At 11:28 PM, Blogger Brad Warbiany said...

I posted more information on the intricacies of octane. Long story short, lower octane is not to save money, per se, it's to avoid wasting a lot of money.

 
At 12:16 PM, Blogger Oh great One said...

Thanks Lucy!

I compared the Civic and Prius on About.com the other day they really prefered the Toyota. I'm not done researching yet. If I can save some money I'm all for it!

 
At 2:02 PM, Blogger Lucy Stern said...

oh great one, If you like the prius better then get it. I was just trying to tell you about it so you could compare. Good luck getting either on. On TV this morning they were talking about the high demand for both cars. They have a waiting list of about 12 weeks. Saving money is the name of the game. Good luck which ever one you get. Wish I had one.

Brad, Read your article. Very informative.

Nettie, Keep that foot off the brake. It will wear out your tires. All of my family drives with a manual transmission so I am always reminding my son the keep his foot off the clutch.

 
At 11:52 PM, Blogger The probligo said...

One technique for fuel saving that is not mentioned -

If you are going to be stationary for more than 30 secs you can save fuel by turning the engine off. For most cars, the fuel in the carburretor bowl represents about 30secs running. That is how much will evaporate if you turn off. Obviously for fuel injection, the saving is instant.

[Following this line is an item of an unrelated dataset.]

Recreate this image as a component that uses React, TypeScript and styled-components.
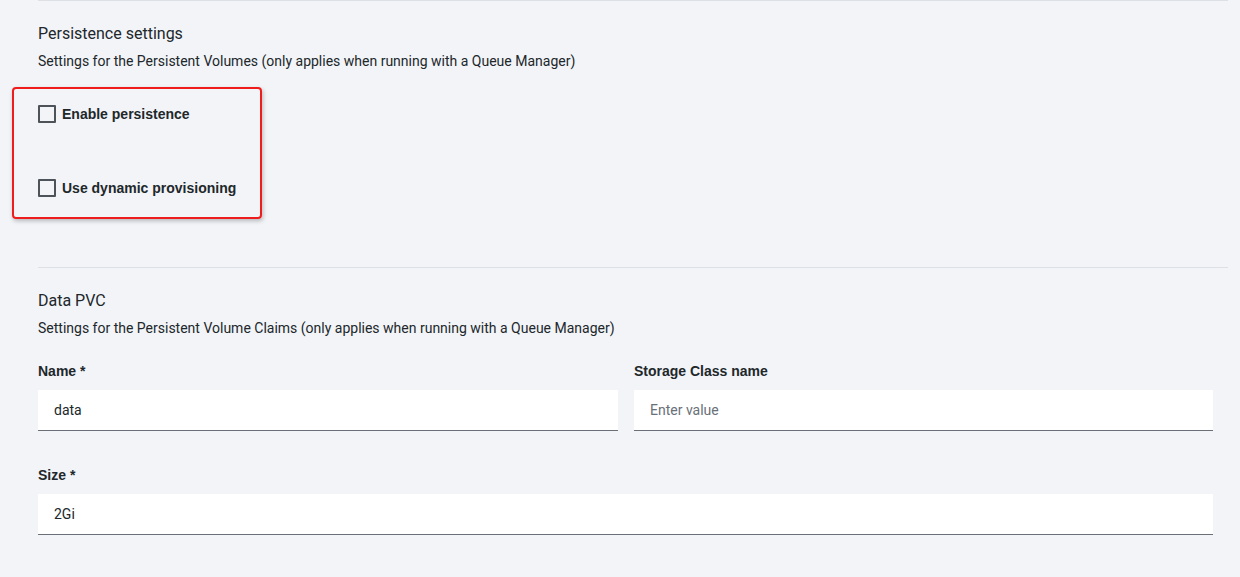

And a word of warning about #12. Don't under any circumstances completely block all of the venting. First you run the risk of the fuel flow stopping as tank vaccuum reaches the suck capacity of the fuel pump - result is the engine dies of starvation. Second, if you fill on a very cold night and that is followed by a hot day you run the risk of splitting (or exploding) fuel tank, fuel pump or delivery line. Not a good look either.

 
At 2:03 PM, Blogger Titanium said...

Another way to save money on high gas prices? Carpool!! :) I've just started carpooling with my mom who drives the same way to work that I do each day. Saving both of us a ton of $$.

 
At 10:33 PM, Blogger Lucy Stern said...

Car pooling is a great idea. It also saves wear and tear on the car.